● Exercise description: Where a line in the listing below contains the word "this", copy that line.

● Available records:
········

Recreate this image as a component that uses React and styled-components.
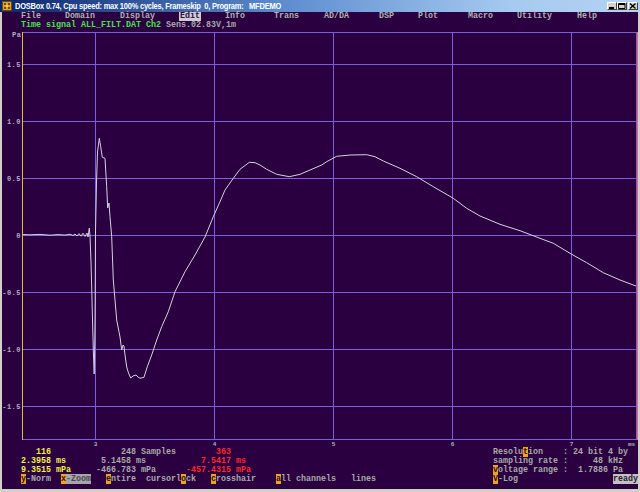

········

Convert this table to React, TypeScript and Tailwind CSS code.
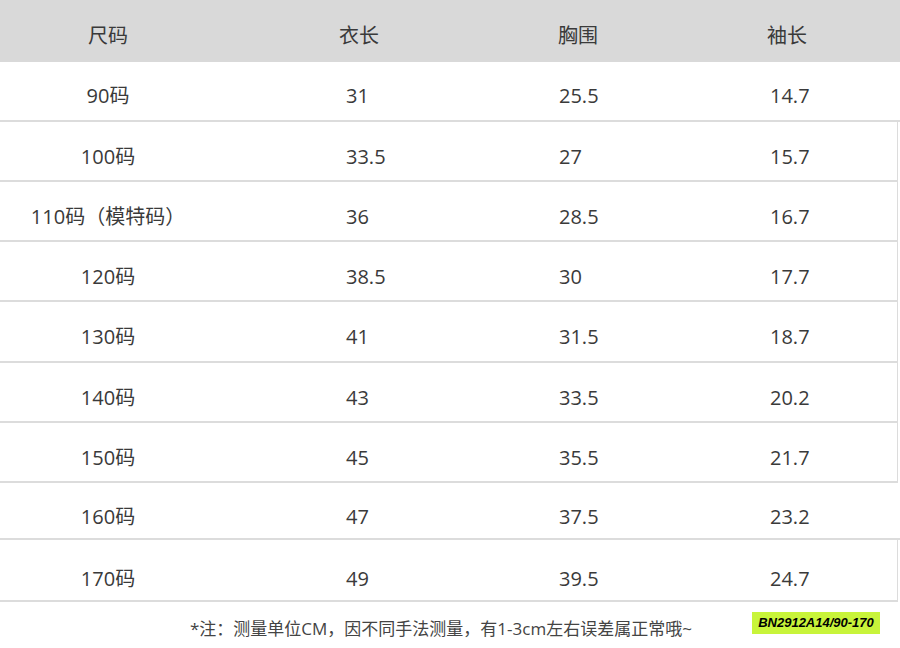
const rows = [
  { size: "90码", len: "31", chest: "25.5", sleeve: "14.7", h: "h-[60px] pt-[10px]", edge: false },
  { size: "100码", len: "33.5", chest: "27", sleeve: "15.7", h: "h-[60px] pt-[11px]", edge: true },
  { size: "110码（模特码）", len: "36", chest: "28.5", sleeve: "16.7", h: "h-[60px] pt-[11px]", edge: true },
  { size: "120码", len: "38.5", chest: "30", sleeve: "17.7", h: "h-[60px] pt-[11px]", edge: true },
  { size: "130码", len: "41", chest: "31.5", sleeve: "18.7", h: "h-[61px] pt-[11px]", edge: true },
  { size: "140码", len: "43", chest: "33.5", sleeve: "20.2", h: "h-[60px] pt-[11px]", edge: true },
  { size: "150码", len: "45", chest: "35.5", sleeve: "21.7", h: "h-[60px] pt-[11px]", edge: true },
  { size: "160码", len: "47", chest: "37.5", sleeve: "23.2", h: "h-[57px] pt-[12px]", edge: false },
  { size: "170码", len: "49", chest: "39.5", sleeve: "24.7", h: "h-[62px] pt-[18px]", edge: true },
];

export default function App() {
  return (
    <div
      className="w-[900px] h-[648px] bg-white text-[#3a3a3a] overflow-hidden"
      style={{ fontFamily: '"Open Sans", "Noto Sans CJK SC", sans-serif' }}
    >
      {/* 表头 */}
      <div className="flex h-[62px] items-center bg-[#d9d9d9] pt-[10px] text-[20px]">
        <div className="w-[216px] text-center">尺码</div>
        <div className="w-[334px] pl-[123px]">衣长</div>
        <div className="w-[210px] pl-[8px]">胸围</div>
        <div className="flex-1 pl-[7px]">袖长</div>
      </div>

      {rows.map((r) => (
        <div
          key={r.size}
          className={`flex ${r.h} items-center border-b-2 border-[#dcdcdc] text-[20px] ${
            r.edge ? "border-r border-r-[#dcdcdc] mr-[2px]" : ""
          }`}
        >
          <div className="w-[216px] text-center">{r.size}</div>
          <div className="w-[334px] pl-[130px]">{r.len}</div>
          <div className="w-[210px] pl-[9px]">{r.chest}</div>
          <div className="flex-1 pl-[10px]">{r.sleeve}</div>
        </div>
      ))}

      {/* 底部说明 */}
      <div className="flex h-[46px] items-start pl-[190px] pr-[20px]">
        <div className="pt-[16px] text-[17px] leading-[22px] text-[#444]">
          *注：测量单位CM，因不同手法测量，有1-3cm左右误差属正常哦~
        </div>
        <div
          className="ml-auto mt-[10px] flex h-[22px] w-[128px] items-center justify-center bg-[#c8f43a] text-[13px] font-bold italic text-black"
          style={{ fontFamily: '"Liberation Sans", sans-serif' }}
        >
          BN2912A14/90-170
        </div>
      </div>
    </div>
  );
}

········

● Solution:
Recreate this image as a component that uses React and styled-components.
Convert this table to React, TypeScript and Tailwind CSS code.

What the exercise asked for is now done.